Tally every line of the listing where the string "components" is found, and state the total alone.
+++ Recorded information
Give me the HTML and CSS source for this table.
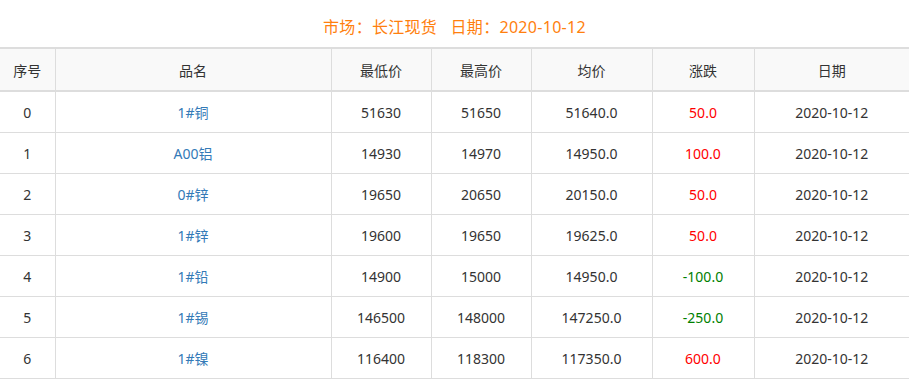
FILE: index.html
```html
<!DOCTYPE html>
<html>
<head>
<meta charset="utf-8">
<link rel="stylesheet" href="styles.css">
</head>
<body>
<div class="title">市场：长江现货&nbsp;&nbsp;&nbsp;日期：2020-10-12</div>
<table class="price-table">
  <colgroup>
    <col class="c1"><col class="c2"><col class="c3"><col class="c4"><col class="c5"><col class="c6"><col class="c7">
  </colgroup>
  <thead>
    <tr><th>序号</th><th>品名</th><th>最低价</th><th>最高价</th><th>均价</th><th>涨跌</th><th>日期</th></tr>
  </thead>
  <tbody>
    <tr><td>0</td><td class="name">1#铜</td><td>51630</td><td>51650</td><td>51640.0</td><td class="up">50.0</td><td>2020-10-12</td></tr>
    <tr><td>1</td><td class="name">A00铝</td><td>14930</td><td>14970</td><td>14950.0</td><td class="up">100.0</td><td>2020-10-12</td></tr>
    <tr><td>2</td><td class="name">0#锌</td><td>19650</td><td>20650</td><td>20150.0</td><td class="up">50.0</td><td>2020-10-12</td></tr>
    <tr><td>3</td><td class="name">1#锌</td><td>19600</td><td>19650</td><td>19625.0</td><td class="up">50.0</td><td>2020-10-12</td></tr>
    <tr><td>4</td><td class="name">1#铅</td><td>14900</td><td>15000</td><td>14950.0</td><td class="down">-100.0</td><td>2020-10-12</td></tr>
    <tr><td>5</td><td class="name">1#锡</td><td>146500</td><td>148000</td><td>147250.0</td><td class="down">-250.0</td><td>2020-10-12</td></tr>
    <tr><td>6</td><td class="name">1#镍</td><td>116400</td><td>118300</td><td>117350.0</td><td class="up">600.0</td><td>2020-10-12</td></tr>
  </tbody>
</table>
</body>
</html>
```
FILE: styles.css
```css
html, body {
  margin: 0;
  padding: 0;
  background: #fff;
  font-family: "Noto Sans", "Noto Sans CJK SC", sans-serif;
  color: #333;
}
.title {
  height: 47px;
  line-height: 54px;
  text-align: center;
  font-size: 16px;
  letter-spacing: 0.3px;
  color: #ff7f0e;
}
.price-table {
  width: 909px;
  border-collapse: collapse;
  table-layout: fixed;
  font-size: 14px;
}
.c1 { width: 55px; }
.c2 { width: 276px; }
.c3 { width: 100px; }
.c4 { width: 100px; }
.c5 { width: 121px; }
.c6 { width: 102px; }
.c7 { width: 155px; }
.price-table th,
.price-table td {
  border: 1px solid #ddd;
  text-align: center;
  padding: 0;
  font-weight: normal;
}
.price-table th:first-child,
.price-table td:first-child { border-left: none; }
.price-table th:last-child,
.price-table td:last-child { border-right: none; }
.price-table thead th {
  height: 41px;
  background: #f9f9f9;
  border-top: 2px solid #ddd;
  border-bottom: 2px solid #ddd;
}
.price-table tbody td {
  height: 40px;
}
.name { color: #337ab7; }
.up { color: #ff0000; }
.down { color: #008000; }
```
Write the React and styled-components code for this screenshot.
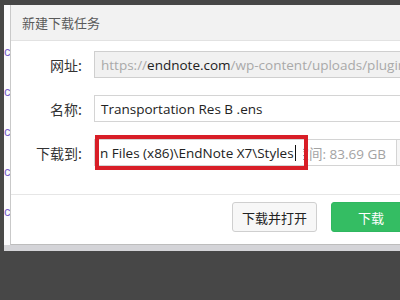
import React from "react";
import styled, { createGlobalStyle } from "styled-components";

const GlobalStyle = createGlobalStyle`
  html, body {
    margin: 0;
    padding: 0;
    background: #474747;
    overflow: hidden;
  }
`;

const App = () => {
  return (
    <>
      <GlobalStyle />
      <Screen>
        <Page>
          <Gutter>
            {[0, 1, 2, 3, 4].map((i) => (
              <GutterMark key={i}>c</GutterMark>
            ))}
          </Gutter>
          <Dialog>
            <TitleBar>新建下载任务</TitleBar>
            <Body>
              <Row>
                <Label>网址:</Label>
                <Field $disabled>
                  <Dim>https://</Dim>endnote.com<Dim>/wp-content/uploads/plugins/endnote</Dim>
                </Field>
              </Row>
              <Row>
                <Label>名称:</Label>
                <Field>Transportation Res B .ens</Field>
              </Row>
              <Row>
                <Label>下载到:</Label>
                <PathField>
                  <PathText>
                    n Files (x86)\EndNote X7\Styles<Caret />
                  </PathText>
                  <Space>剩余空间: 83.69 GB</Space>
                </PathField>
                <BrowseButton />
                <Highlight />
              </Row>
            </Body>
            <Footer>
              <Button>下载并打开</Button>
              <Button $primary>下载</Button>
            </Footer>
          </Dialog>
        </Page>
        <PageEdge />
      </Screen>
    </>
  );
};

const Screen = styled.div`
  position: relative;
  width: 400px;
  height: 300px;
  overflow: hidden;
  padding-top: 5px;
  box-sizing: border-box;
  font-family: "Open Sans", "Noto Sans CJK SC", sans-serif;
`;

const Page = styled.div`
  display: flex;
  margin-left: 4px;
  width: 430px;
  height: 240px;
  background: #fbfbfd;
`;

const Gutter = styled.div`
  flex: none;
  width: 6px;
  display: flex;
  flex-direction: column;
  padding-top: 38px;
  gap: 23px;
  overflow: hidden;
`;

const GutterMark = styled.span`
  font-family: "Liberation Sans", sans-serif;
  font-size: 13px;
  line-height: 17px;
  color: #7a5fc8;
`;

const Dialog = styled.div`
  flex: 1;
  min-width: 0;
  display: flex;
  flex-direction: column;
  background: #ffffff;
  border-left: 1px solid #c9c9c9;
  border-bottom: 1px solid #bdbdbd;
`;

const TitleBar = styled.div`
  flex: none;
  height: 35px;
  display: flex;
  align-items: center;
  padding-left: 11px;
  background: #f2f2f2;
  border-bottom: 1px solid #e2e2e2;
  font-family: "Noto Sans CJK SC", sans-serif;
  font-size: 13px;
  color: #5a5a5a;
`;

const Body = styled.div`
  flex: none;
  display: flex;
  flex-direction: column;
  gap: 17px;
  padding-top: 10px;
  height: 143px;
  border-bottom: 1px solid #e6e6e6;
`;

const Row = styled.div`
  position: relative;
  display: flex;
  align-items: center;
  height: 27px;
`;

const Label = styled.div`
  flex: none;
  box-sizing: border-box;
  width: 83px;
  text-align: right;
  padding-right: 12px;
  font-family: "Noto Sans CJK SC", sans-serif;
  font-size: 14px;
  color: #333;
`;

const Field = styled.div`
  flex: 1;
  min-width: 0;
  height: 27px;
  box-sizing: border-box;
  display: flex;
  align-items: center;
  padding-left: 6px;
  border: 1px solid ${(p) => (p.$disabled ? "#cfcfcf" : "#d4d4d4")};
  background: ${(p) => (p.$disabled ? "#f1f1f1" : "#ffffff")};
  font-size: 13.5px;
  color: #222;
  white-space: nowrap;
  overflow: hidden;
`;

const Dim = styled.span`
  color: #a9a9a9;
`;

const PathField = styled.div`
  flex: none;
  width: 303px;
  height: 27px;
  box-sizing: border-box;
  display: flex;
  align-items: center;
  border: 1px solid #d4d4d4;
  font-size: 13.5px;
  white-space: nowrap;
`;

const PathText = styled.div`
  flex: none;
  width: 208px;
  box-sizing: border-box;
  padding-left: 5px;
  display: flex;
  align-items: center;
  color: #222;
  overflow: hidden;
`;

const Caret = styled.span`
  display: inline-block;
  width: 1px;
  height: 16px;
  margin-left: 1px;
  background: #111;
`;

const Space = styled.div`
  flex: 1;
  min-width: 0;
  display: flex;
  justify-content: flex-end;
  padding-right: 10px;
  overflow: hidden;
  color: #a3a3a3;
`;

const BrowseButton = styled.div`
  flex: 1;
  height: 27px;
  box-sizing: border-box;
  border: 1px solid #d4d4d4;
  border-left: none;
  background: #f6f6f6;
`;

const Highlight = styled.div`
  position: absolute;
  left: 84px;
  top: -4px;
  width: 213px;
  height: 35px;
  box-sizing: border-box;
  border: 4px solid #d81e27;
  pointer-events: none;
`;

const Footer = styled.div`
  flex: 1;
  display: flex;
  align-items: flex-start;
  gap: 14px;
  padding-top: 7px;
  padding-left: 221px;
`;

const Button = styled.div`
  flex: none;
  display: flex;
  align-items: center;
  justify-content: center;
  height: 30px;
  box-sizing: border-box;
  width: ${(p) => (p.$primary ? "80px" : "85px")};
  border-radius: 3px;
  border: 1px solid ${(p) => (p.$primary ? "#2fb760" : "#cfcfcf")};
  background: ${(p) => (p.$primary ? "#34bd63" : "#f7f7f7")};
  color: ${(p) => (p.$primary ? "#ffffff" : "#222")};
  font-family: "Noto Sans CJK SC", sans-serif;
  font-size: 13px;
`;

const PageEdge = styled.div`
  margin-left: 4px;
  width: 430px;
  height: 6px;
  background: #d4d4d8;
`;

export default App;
++++++
Solution below:
2